Too Loud a Solitude (Bohumil Hrabal)
A short novel by Czech writer Bohumil Hrabal, this eccentric romp celebrates the indestructibility — against censorship and political oppression — of the written word. It tells the story of an old man who works as a paper crusher in Prague, using his job to save and amass astounding numbers of rare and banned books; he is an obsessive collector of knowledge.
"For thirty-five years now I've been in wastepaper, and it's my love story." The entire story is narrated in the first person by the main character Hanta. Hanta is portrayed as a sort of recluse and hermit, albeit one with encyclopedic literary knowledge. Hanta uses metaphorical language and surreal descriptions, and much of the book is concerned with just his inner thoughts, as he recalls and meditates on the outlandish amounts of knowledge he has attained over the years. He brings up stories from his past and imagines the events of whimsical scenarios. He contemplates the messages of the vast numbers of intellectuals which he has studied. The novel is vibrant with symbolism. A simple but obscure plot is present, however.

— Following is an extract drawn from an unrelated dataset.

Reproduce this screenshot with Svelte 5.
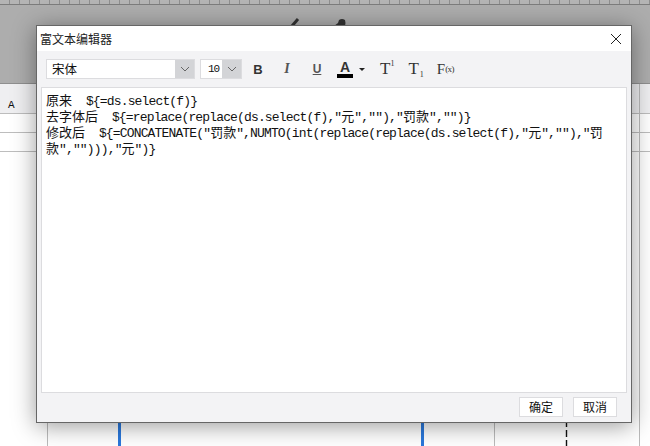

Bohumil Hrabal (1914-1997) was born in Moravia. He received a Law degree from Prague's Charles University, and lived in the city from the late 1940s on. He worked as a manual laborer alongside Vladimír Boudník in the Kladno ironworks in the 1950s, an experience which inspired the "hyper-realist" texts he was writing at the time.

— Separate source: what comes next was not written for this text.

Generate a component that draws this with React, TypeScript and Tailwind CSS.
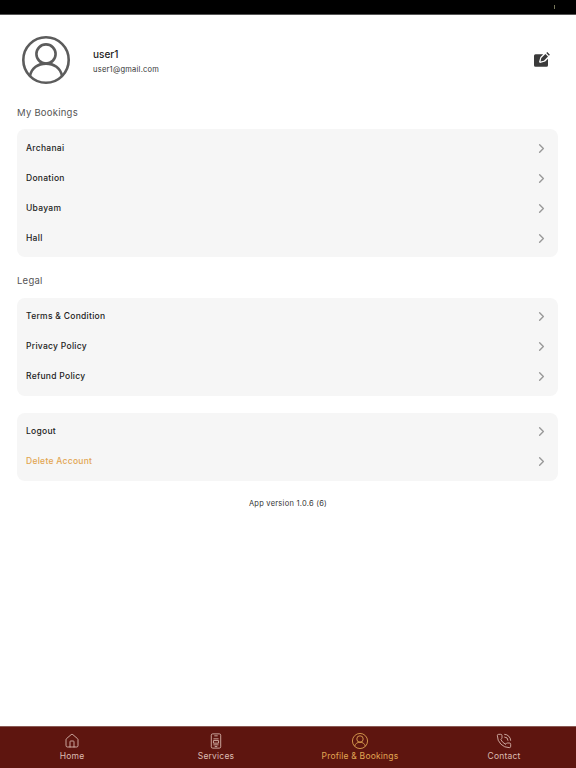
import { ChevronRight, House, PhoneCall } from "lucide-react";

const bookings = ["Archanai", "Donation", "Ubayam", "Hall"];
const legal = ["Terms & Condition", "Privacy Policy", "Refund Policy"];

function UserIcon({ className }: { className: string }) {
  return (
    <svg viewBox="0 0 48 48" fill="none" stroke="currentColor" strokeWidth="2.6" className={className}>
      <circle cx="24" cy="24" r="22.7" />
      <circle cx="24" cy="18" r="9.6" />
      <path d="M8 40C9.500 32 16 27.600 24 27.600S38.500 32 40 40" />
    </svg>
  );
}

function EditIcon() {
  return (
    <svg viewBox="0 0 16 16" className="h-[16px] w-[16px] text-[#3a3a3a]" fill="currentColor">
      <path d="M1.500 2.200h7.700L6.400 5 5 10l1 1 5.200-1.400 2.800-2.800v6.400a1.500 1.500 0 0 1-1.500 1.500h-11A1.500 1.500 0 0 1 0 13.200V3.700a1.500 1.500 0 0 1 1.500-1.500z" />
      <path d="M7.300 6.100 11.400 2l2.600 2.600-4.100 4.100-3.400.9zM12.300 1.100l1-1 2.600 2.600-1 1z" />
    </svg>
  );
}

function ServicesIcon() {
  return (
    <svg viewBox="0 0 14 18" fill="none" stroke="currentColor" strokeWidth="1" className="h-[16px] w-[12px]">
      <rect x="1.500" y="0.700" width="11" height="16.600" rx="1.600" />
      <path d="M5 3h4M4 6.500h6M4 8.500h6v3H4zM4 13.500h6M5.500 15.500h3" />
    </svg>
  );
}

function Row({ label, accent }: { label: string; accent?: boolean }) {
  return (
    <div className="flex h-[30px] items-center justify-between pl-[9px] pr-[9px]">
      <span className={`text-[8.5px] font-[450] tracking-[0.28px] ${accent ? "text-[#e2a552]" : "text-[#222222]"}`}>
        {label}
      </span>
      <ChevronRight className="h-[15px] w-[15px] text-[#999999]" strokeWidth={2.2} />
    </div>
  );
}

function Card({ items, className }: { items: string[]; className: string }) {
  return (
    <div className={`ml-[17px] mr-[18px] rounded-[8px] bg-[#f6f6f6] ${className}`}>
      {items.map(i => (
        <Row key={i} label={i} accent={i === "Delete Account"} />
      ))}
    </div>
  );
}

function Tab({ label, active, children }: { label: string; active?: boolean; children: React.ReactNode }) {
  return (
    <div className={`flex flex-1 flex-col items-center pt-[6px] ${active ? "text-[#e0a553]" : "text-[#dcbcb2]"}`}>
      <div className="flex h-[16px] items-center justify-center">{children}</div>
      <span className="mt-[1px] text-[8.5px] leading-[12px] tracking-[0.2px]">{label}</span>
    </div>
  );
}

export default function App() {
  return (
    <main
      className="flex h-[768px] w-[576px] flex-col overflow-hidden bg-white"
      style={{ fontFamily: "Inter, sans-serif" }}
    >
      <div className="flex h-[15px] shrink-0 items-center justify-end border-b border-[#555555] bg-black pr-[21px]">
        <div className="h-[4px] w-[1px] bg-[#77775a]" />
      </div>

      <div className="flex h-[84px] items-center pl-[22px] pr-[26px] pt-[6px]">
        <UserIcon className="h-[48px] w-[48px] text-[#5c5c5c]" />
        <div className="ml-[23px] flex-1 pt-[3px]">
          <div className="text-[10px] font-medium leading-[14px] text-[#1c1c1c]">user1</div>
          <div className="mt-[3px] text-[7.5px] leading-[12px] tracking-[0.25px] text-[#333333]">user1@gmail.com</div>
        </div>
        <EditIcon />
      </div>

      <h2 className="mb-[9px] ml-[17px] mt-[7px] text-[9.5px] font-normal leading-[14px] tracking-[0.25px] text-[#555555]">
        My Bookings
      </h2>
      <Card items={bookings} className="py-[4px]" />

      <h2 className="mb-[10px] ml-[17px] mt-[17px] text-[9.5px] font-normal leading-[14px] tracking-[0.25px] text-[#555555]">
        Legal
      </h2>
      <Card items={legal} className="pb-[5px] pt-[3px]" />

      <Card items={["Logout", "Delete Account"]} className="mt-[17px] pb-[5px] pt-[3px]" />

      <p className="mt-[17px] text-center text-[7.5px] leading-[12px] tracking-[0.25px] text-[#333333]">
        App version 1.0.6 (6)
      </p>

      <nav className="mt-auto flex h-[42px] shrink-0 border-t border-[#8a5a55] bg-[#5e150f]">
        <Tab label="Home">
          <House className="h-[16px] w-[16px]" strokeWidth={1.3} />
        </Tab>
        <Tab label="Services">
          <ServicesIcon />
        </Tab>
        <Tab label="Profile & Bookings" active>
          <UserIcon className="h-[16px] w-[16px]" />
        </Tab>
        <Tab label="Contact">
          <PhoneCall className="h-[16px] w-[16px]" strokeWidth={1.3} />
        </Tab>
      </nav>
    </main>
  );
}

His best known novels were Closely Watched Trains (1965) and I Served the King of England. In 1965 he bought a cottage in Kersko, which he used to visit till the end of his life, and where he kept cats ("kočenky").

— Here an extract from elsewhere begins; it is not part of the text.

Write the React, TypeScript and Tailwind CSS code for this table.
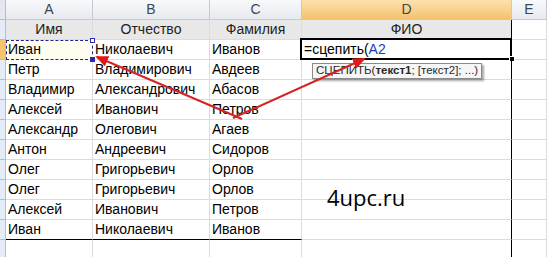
import React from "react"

const cols = ["A", "B", "C", "D", "E"]
const widths = ["w-[87px]", "w-[117px]", "w-[92px]", "w-[210px]", "flex-1"]

const people = [
  ["Иван", "Николаевич", "Иванов"],
  ["Петр", "Владимирович", "Авдеев"],
  ["Владимир", "Александрович", "Абасов"],
  ["Алексей", "Иванович", "Петров"],
  ["Александр", "Олегович", "Агаев"],
  ["Антон", "Андреевич", "Сидоров"],
  ["Олег", "Григорьевич", "Орлов"],
  ["Олег", "Григорьевич", "Орлов"],
  ["Алексей", "Иванович", "Петров"],
  ["Иван", "Николаевич", "Иванов"],
]

function Cell({ w, children, className = "" }: { w: string; children?: React.ReactNode; className?: string }) {
  return (
    <div className={`${w} h-[20px] shrink-0 border-r border-b border-[#dadcdd] flex items-center px-[2px] overflow-visible whitespace-nowrap ${className}`}>
      {children}
    </div>
  )
}

export default function App() {
  return (
    <div className="relative w-[547px] h-[257px] overflow-hidden bg-white text-[14px] text-black" style={{ fontFamily: '"Liberation Sans", Arial, sans-serif' }}>
      {/* column headers */}
      <div className="flex h-[20px]">
        <div className="w-[6px] shrink-0 border-r border-b border-[#b7bdc6] bg-[#e4e8ee]" />
        {cols.map((c, i) => (
          <div
            key={c}
            className={`${widths[i]} shrink-0 h-[20px] flex items-center justify-center border-r border-b border-[#c5cad1] text-[#3d4652] ${
              c === "D" ? "bg-gradient-to-b from-[#fbe2ae] to-[#f4c26a]" : "bg-gradient-to-b from-[#f8f9fb] to-[#e6e9ee]"
            }`}
          >
            {c}
          </div>
        ))}
      </div>

      {/* header row */}
      <div className="flex">
        <div className="w-[6px] shrink-0 h-[20px] border-r border-b border-[#b7bdc6] bg-[#e4ecf7]" />
        <Cell w={widths[0]} className="justify-center bg-[#e8e8e8] text-[#222]">Имя</Cell>
        <Cell w={widths[1]} className="justify-center bg-[#e8e8e8] text-[#222]">Отчество</Cell>
        <Cell w={widths[2]} className="justify-center bg-[#e8e8e8] text-[#222]">Фамилия</Cell>
        <Cell w={widths[3]} className="justify-center bg-[#e8e8e8] text-[#222] !border-r-black !border-b-black">ФИО</Cell>
        <Cell w={widths[4]} />
      </div>

      {people.map((p, r) => (
        <div key={r} className="flex">
          <div className={`w-[6px] shrink-0 h-[20px] border-r border-b border-[#b7bdc6] ${r === 0 ? "bg-[#f6c36e]" : "bg-[#e4ecf7]"}`} />
          {p.map((v, i) => (
            <Cell key={i} w={widths[i]} className={r === 9 ? "!border-b-black" : ""}>
              {r === 0 && i === 0 ? (
                <div className="relative w-full h-full flex items-center">
                  <div className="absolute -left-[2px] -right-[3px] top-0 -bottom-px border border-dashed border-[#20208a] bg-[#fffdf0]" />
                  <span className="relative">{v}</span>
                  <div className="absolute -right-[5px] -top-[2px] w-[5px] h-[5px] border border-[#2a2ab0] bg-white" />
                  <div className="absolute -right-[5px] -bottom-[3px] w-[5px] h-[5px] bg-[#2a2ab0]" />
                </div>
              ) : (
                v
              )}
            </Cell>
          ))}
          <Cell w={widths[3]} className="!border-r-black relative">
            {r === 0 && (
              <>
                <div className="absolute -left-[2px] -right-px -top-[2px] -bottom-px border-2 border-black" />
                <span className="relative">=сцепить(<span className="text-[#2038c0]">A2</span></span>
                <div className="absolute -right-[4px] -bottom-[3px] w-[6px] h-[6px] bg-black border border-white" />
              </>
            )}
          </Cell>
          <Cell w={widths[4]} />
        </div>
      ))}

      <div className="flex">
        <div className="w-[6px] shrink-0 h-[20px] border-r border-b border-[#b7bdc6] bg-[#e4ecf7]" />
        <Cell w={widths[0]} />
        <Cell w={widths[1]} />
        <Cell w={widths[2]} />
        <Cell w={widths[3]} className="!border-r-black" />
        <Cell w={widths[4]} />
      </div>

      {/* function tooltip */}
      <div className="absolute left-[312px] top-[63px] h-[16px] px-[3px] flex items-center border border-[#8a8a8a] bg-[#f6f6f6] text-[11.5px] text-[#2a2a2a] shadow-[2px_2px_2px_rgba(0,0,0,0.35)] whitespace-nowrap">
        СЦЕПИТЬ(<b>текст1</b>; [текст2]; ...)
      </div>

      {/* watermark */}
      <div className="absolute left-[327px] top-[181px] text-[22px] text-black" style={{ fontFamily: '"Open Sans", sans-serif' }}>
        4upc.ru
      </div>

      {/* arrows */}
      <svg className="absolute inset-0 pointer-events-none" width="547" height="257">
        <defs>
          <marker id="ah" markerWidth="13" markerHeight="11" refX="11" refY="5.5" orient="auto" markerUnits="userSpaceOnUse">
            <path d="M0,0 L13,5.5 L0,11 Z" fill="#e01818" />
          </marker>
        </defs>
        <line x1="242" y1="119" x2="97" y2="57" stroke="#d42424" strokeWidth="2" markerEnd="url(#ah)" />
        <line x1="233" y1="118" x2="364" y2="59" stroke="#d42424" strokeWidth="2" markerEnd="url(#ah)" />
      </svg>
    </div>
  )
}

He was a great storyteller; his popular pub was At the Golden Tiger (U zlatého tygra) on Husova Street in Prague, where he met the Czech President Václav Havel, the American President Bill Clinton and the then-US ambassador to the UN Madeleine Albright on January 11th, 1994.
Several of his works were not published in Czechoslovakia due to the objections of the authorities. He died when he fell from a fifth floor hospital where he was apparently trying to feed pigeons. It was noted that Hrabal lived on the fifth floor of his apartment building and that suicides by leaping from a fifth-floor window were mentioned in several of his books.